▶ _Given request_: Gather each line of the entries below that includes "index".

Code that builds pages:
● ● ●

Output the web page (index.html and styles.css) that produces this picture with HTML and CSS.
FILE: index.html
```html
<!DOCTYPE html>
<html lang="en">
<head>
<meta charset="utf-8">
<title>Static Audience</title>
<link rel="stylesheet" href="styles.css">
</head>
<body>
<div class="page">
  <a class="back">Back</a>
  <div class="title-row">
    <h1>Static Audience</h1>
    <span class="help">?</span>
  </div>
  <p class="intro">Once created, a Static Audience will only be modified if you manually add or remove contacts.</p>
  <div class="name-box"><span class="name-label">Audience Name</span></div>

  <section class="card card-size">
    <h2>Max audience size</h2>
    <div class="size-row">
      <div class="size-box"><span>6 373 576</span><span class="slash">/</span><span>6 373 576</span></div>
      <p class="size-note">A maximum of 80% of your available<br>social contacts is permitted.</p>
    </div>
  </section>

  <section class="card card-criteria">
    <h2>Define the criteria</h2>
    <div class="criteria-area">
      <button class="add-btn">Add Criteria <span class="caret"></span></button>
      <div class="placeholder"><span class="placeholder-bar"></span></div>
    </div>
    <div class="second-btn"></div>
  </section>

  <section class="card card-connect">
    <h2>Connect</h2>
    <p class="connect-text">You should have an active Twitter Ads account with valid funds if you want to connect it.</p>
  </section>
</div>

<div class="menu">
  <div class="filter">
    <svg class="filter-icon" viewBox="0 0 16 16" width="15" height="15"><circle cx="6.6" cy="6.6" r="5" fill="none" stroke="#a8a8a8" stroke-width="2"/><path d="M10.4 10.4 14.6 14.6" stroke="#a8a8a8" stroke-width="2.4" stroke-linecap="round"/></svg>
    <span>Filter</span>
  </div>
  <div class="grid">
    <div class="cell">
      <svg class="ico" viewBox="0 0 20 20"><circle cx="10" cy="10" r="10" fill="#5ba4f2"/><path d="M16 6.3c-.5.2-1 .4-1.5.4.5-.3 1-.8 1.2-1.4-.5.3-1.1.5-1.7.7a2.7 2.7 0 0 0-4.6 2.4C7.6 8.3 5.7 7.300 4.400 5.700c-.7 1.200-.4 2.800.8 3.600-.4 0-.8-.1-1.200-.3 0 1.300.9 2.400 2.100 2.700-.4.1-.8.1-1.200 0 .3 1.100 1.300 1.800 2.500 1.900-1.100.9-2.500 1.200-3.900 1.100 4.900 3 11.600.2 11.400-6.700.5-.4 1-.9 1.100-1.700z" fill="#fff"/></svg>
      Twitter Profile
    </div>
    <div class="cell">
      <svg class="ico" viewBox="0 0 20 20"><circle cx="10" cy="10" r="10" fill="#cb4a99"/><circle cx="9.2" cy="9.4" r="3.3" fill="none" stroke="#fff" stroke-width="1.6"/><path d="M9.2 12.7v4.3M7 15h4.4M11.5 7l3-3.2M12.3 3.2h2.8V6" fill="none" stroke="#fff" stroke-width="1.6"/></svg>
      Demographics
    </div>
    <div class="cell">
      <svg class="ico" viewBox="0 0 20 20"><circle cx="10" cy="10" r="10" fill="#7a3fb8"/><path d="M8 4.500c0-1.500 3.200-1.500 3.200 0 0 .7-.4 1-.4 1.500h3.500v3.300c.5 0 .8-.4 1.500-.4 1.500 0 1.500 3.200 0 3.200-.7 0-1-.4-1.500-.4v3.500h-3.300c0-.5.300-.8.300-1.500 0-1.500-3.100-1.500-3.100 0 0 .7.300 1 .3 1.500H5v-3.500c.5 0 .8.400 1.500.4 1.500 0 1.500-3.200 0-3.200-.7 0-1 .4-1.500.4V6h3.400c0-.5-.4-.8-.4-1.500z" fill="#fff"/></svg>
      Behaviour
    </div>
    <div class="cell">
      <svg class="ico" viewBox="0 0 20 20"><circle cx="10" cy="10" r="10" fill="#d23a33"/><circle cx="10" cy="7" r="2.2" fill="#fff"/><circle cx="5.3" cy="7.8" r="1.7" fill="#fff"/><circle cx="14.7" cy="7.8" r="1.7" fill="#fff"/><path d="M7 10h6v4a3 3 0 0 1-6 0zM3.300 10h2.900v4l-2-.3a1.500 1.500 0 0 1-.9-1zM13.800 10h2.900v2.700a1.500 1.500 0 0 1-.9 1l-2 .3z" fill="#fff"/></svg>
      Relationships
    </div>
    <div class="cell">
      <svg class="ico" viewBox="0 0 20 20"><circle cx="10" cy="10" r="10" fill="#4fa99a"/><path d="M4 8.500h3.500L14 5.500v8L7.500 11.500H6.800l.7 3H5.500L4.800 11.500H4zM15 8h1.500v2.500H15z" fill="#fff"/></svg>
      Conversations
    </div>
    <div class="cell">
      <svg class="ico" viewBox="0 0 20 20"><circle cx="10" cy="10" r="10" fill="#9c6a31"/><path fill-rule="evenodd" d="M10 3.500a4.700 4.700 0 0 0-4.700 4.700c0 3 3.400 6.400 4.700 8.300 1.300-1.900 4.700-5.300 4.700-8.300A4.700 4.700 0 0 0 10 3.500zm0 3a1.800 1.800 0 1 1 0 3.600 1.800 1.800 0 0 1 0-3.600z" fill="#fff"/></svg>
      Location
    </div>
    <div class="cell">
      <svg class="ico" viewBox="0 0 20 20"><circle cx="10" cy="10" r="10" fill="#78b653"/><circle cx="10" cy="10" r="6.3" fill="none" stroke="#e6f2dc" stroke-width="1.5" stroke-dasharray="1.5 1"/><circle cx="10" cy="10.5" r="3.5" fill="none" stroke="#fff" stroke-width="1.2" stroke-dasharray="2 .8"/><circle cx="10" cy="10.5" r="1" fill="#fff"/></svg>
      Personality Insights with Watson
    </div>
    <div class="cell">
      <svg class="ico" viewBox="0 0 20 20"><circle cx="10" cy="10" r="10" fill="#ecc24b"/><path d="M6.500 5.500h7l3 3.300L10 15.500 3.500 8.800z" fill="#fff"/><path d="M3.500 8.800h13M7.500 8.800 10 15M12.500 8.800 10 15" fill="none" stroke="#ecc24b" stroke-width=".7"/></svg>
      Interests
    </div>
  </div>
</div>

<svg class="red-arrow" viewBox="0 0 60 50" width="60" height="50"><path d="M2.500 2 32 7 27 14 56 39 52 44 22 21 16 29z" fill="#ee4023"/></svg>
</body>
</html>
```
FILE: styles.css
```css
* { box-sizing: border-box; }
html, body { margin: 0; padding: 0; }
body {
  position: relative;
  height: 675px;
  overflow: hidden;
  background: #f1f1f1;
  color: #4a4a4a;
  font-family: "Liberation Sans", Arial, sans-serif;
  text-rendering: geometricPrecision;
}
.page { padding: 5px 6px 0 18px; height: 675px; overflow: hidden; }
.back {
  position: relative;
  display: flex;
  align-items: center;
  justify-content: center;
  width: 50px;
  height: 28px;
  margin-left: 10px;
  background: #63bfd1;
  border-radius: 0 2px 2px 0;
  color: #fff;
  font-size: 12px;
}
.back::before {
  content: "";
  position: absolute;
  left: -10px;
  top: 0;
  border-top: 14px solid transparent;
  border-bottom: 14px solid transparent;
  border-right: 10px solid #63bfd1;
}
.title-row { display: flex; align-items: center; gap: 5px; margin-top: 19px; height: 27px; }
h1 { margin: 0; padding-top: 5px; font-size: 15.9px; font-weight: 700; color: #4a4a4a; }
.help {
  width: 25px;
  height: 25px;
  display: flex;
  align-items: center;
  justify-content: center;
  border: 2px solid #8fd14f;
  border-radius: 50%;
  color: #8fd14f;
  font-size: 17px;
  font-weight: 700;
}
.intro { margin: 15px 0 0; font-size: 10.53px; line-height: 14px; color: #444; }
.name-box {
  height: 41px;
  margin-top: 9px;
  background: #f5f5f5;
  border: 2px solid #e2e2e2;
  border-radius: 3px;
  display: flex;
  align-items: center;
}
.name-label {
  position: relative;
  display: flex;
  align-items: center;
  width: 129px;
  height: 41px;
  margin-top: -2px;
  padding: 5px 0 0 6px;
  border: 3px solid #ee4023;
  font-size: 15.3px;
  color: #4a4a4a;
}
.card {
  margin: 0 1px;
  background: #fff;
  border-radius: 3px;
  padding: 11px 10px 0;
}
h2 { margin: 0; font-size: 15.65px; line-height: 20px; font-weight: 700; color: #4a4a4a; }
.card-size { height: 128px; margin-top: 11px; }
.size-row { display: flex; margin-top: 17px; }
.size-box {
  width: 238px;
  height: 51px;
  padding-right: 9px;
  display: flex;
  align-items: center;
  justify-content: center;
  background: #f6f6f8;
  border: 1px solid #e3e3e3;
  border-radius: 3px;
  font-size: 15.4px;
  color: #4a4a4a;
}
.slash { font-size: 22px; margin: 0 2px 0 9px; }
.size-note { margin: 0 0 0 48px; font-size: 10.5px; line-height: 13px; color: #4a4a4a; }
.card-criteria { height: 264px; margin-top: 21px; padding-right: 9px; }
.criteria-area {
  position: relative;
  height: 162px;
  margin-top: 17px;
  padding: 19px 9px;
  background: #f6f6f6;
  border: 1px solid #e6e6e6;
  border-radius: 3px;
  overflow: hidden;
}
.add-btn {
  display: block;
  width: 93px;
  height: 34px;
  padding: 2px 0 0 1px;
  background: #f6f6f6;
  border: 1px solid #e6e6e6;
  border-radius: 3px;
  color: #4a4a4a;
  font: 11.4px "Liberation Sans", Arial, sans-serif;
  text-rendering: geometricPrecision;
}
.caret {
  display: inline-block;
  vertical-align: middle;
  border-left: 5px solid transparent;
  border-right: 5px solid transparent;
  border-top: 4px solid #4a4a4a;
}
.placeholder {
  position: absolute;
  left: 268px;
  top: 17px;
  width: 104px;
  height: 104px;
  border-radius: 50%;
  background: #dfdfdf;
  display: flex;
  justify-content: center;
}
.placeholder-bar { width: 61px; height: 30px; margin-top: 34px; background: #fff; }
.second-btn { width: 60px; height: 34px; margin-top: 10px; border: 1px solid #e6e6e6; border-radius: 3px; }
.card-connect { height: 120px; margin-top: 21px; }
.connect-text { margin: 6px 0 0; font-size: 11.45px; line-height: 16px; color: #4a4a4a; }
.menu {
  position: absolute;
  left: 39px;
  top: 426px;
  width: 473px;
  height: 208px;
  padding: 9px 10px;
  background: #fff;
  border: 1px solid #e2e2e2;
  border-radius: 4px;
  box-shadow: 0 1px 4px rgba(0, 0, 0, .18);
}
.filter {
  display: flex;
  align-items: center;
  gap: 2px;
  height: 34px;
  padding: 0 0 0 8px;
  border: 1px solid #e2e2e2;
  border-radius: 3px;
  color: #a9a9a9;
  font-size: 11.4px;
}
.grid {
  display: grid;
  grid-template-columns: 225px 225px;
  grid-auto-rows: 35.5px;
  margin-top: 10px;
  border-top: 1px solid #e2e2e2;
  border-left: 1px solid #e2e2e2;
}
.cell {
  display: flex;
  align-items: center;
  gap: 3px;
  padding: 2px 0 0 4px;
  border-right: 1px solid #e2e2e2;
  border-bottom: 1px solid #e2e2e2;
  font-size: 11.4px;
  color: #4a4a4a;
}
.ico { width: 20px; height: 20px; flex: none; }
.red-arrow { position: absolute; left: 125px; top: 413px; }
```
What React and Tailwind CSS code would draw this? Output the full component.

● ● ●

▶ _The response_:
Output the web page (index.html and styles.css) that produces this picture with HTML and CSS.
FILE: index.html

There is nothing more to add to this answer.